Update: I invited Khazan to comment, which she did below and in this comment by email:
Aside from the photo, which I maintain was a joke that some (for maybe good reason) didn’t get… If you accept that time is a finite resource, and you want to get a job as a reporter, I still think the best thing is to have great stories and internships. For the most part, people who are concerned about not getting to be reporters aren’t worried about how they’ll communicate with tech teams later on or expand their roles to be more digital once they’re already working somewhere. They just want to get that initial reporting job. Then, once you’re a metro reporter at some mid-size paper, sure, do all the Code Academy you want on weekends.
I appreciate the response. I disagree, but I think we’ve both made our points. Thanks!
Update: A question and answer from Twitter.
@ellenkobe Some tweeps yesterday recommended CodeAcademy. Have heard good things about that (it’s on my someday list).
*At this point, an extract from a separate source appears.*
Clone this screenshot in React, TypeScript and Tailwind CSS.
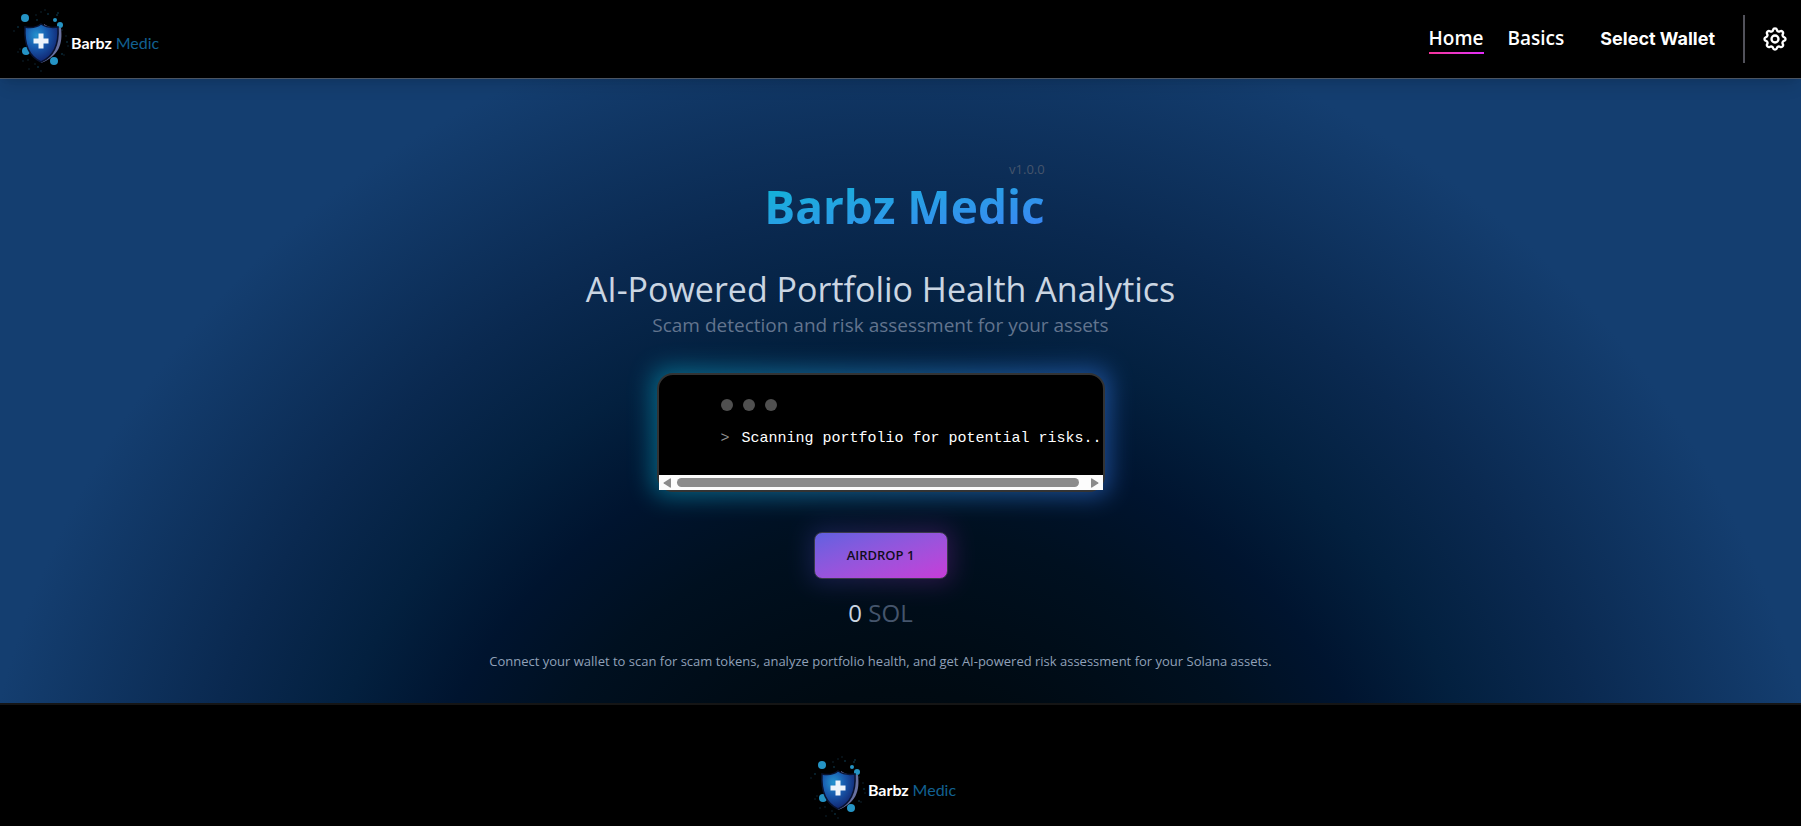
import { useId } from "react";

const bubbles: [number, number, number][] = [
  [25, 18, 4], [55, 20, 2], [60, 25, 3], [26, 51, 4], [54, 61, 4],
];

const specks: [number, number][] = [
  [18, 27], [14, 31], [28, 60], [38, 67], [41, 71], [66, 36], [67, 42], [20, 49], [18, 52], [62, 54],
  [36, 15], [45, 10], [58, 13], [35, 64], [64, 55], [57, 15], [29, 69], [23, 61], [48, 14], [41, 12], [68, 46], [37, 20], [62, 30],
];

function Logo() {
  const id = useId();
  return (
    <a href="#home" className="mt-0.5 flex h-16 items-center" aria-label="Barbz Medic">
      <svg viewBox="12 8 59 64" className="h-16 w-[59px]" aria-hidden="true">
        <defs>
          <radialGradient id={id} cx="0.35" cy="0.3" r="0.75">
            <stop offset="0" stopColor="#2593cf" />
            <stop offset="0.45" stopColor="#1859ad" />
            <stop offset="1" stopColor="#101f68" />
          </radialGradient>
        </defs>
        {specks.map(([x, y], i) => (
          <circle key={i} cx={x} cy={y} r="0.7" fill={i % 3 ? "#122e3f" : "#155775"} />
        ))}
        {bubbles.map(([x, y, r], i) => (
          <circle key={i} cx={x} cy={y} r={r} fill="#2594c5" />
        ))}
        <path d="M44 24C49 28 56 28 61 28C63 44 59 56 41 63Z" fill="#68709f" />
        <path d="M41 24C36 28 30 28 25 27C24 43 28 56 41 62C55 56 59 43 58 27C52 28 47 28 41 24Z" fill={`url(#${id})`} stroke="#091331" strokeWidth="1.5" />
        <path d="M38.500 33.500h5v5h5v5h-5v5h-5v-5h-5v-5h5z" fill="#eef4fb" />
      </svg>
      <span className="mt-1.5 font-[Lato,sans-serif] text-base font-bold text-white">
        Barbz <span className="font-normal text-[#126192]">Medic</span>
      </span>
    </a>
  );
}

export default function App() {
  return (
    <div className="flex min-h-screen flex-col bg-[radial-gradient(circle_at_50%_930px,#00060c_0,#000a12_240px,#001020_400px,#00142f_500px,#03203f_600px,#0a2950_720px,#143e70_930px)] font-['Open_Sans',sans-serif] text-slate-300">
      <header className="flex h-[79px] items-center justify-between border-b border-[#4b5563] bg-black pr-3 pl-3 shadow-lg">
        <Logo />
        <div className="flex items-center text-white">
          <nav className="flex items-start gap-6 text-[19px] leading-7 font-semibold">
            <a href="#home" className="flex flex-col">
              <span>Home</span>
              <span className="h-0.5 bg-gradient-to-r from-pink-500 to-fuchsia-500" />
            </a>
            <a href="#basics">Basics</a>
          </nav>
          <button className="ml-9 font-[Inter,sans-serif] text-lg font-bold">Select Wallet</button>
          <span className="ml-7 h-12 w-0.5 bg-[#52525b]" />
          <button className="ml-4" aria-label="Settings">
            <svg viewBox="0 0 24 24" className="size-7" fill="none" stroke="currentColor" strokeWidth="2" strokeLinejoin="round">
              <path d="M10.300 4.300c.4-1.800 3-1.800 3.400 0a1.700 1.700 0 0 0 2.600 1.100c1.500-1 3.300.8 2.400 2.400a1.700 1.700 0 0 0 1 2.500c1.800.5 1.800 3 0 3.400a1.700 1.700 0 0 0-1 2.600c.9 1.500-.9 3.300-2.400 2.400a1.700 1.700 0 0 0-2.600 1c-.4 1.800-3 1.800-3.400 0a1.700 1.700 0 0 0-2.600-1c-1.500.9-3.300-.9-2.400-2.400a1.700 1.700 0 0 0-1-2.600c-1.800-.4-1.800-2.900 0-3.400a1.700 1.700 0 0 0 1-2.500c-.9-1.600.9-3.400 2.400-2.400a1.700 1.700 0 0 0 2.600-1.100Z" />
              <circle cx="12" cy="12" r="3" />
            </svg>
          </button>
        </div>
      </header>

      <main className="flex flex-col items-center pt-20 pr-10 pb-8">
        <div className="ml-12 flex flex-col items-end">
          <span className="text-[13px] leading-5 text-slate-600">v1.0.0</span>
          <h1 className="bg-gradient-to-br from-[#06b6d4] to-[#3b82f6] bg-clip-text text-[46px] leading-[54px] font-bold text-transparent">Barbz Medic</h1>
        </div>
        <h2 className="mt-8 text-[34px] leading-[48px]">AI-Powered Portfolio Health Analytics</h2>
        <p className="text-[19px] leading-6 text-slate-500">Scam detection and risk assessment for your assets</p>

        <div className="relative mt-9 w-[448px] max-w-full">
          <div className="absolute -inset-1 rounded-xl bg-gradient-to-r from-[#06b6d4] to-[#3b82f6] opacity-50 blur-md" />
          <div className="relative rounded-2xl border-2 border-[#333333] bg-black">
            <div className="flex flex-col gap-4 overflow-hidden pt-6 pb-6 pl-[62px]">
              <div className="flex gap-2.5">
                <span className="size-3 rounded-full bg-[#505050]" />
                <span className="size-3 rounded-full bg-[#505050]" />
                <span className="size-3 rounded-full bg-[#505050]" />
              </div>
              <pre className="font-['Liberation_Mono',monospace] text-[15px] leading-6 text-white"><code><span className="mr-3 text-[#909090]">&gt;</span>Scanning portfolio for potential risks..</code></pre>
            </div>
            <div className="flex h-[15px] items-center gap-1.5 bg-[#fcfcfc] px-1">
              <svg viewBox="0 0 8 10" className="h-2.5 w-2" fill="#8b8b8b"><path d="M8 1v8q0 1-1 .5L.8 5.600q-.8-.6 0-1.200L7 .5q1-.5 1 .5Z" /></svg>
              <span className="mr-1.5 h-[9px] flex-1 rounded-full bg-[#8b8b8b]" />
              <svg viewBox="0 0 8 10" className="h-2.5 w-2" fill="#8b8b8b"><path d="M0 1v8q0 1 1 .5l6.200-3.900q.8-.6 0-1.200L1 .5Q0 0 0 1Z" /></svg>
            </div>
          </div>
        </div>

        <div className="relative mt-10">
          <div className="absolute -inset-1 rounded-lg bg-gradient-to-r from-indigo-500 to-fuchsia-500 opacity-20 blur-md" />
          <button className="relative h-[47px] w-[134px] rounded-lg border border-[#3a3a4a] bg-gradient-to-br from-[#6060e0] to-[#c63bd8] text-[13px] font-semibold text-[#110d1c]">AIRDROP 1</button>
        </div>

        <p className="mt-4 text-2xl leading-9">0 <span className="text-slate-600">SOL</span></p>
        <p className="mt-5 text-[13px] leading-5 text-slate-400">
          Connect your wallet to scan for scam tokens, analyze portfolio health, and get AI-powered risk assessment for your Solana assets.
        </p>
      </main>

      <footer className="flex flex-1 justify-center border-t-2 border-[#151515] bg-black pt-12 pr-9">
        <Logo />
      </footer>
    </div>
  );
}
— Steve Buttry (@stevebuttry) October 22, 2013
Unrelated side observation
The photo that accompanied Khazan’s blog post was laugh-out-loud funny. It’s like a photo I might have chosen to discredit the post. Look: There’s a person writing on a clipboard — not even a reporter’s notebook or legal pad, the reporter’s most common places for taking notes. And an old IBM Selectric from the 1970s is in front of her, with a computer terminal of the same era behind her. Really? You want to use this photo to illustrate a point about journalism education in 2013?
One of my greatest weaknesses as a blogger is that I don’t make good enough and frequent enough use of art to illustrate my posts. But this piece illustrates my point that you can’t just throw any damn picture in there to illustrate.
Update: I see in the Atlantic piece’s comments that Khazan acknowledges the photo was a joke. Still a bad choice, in my view, but at least she didn’t think it fit.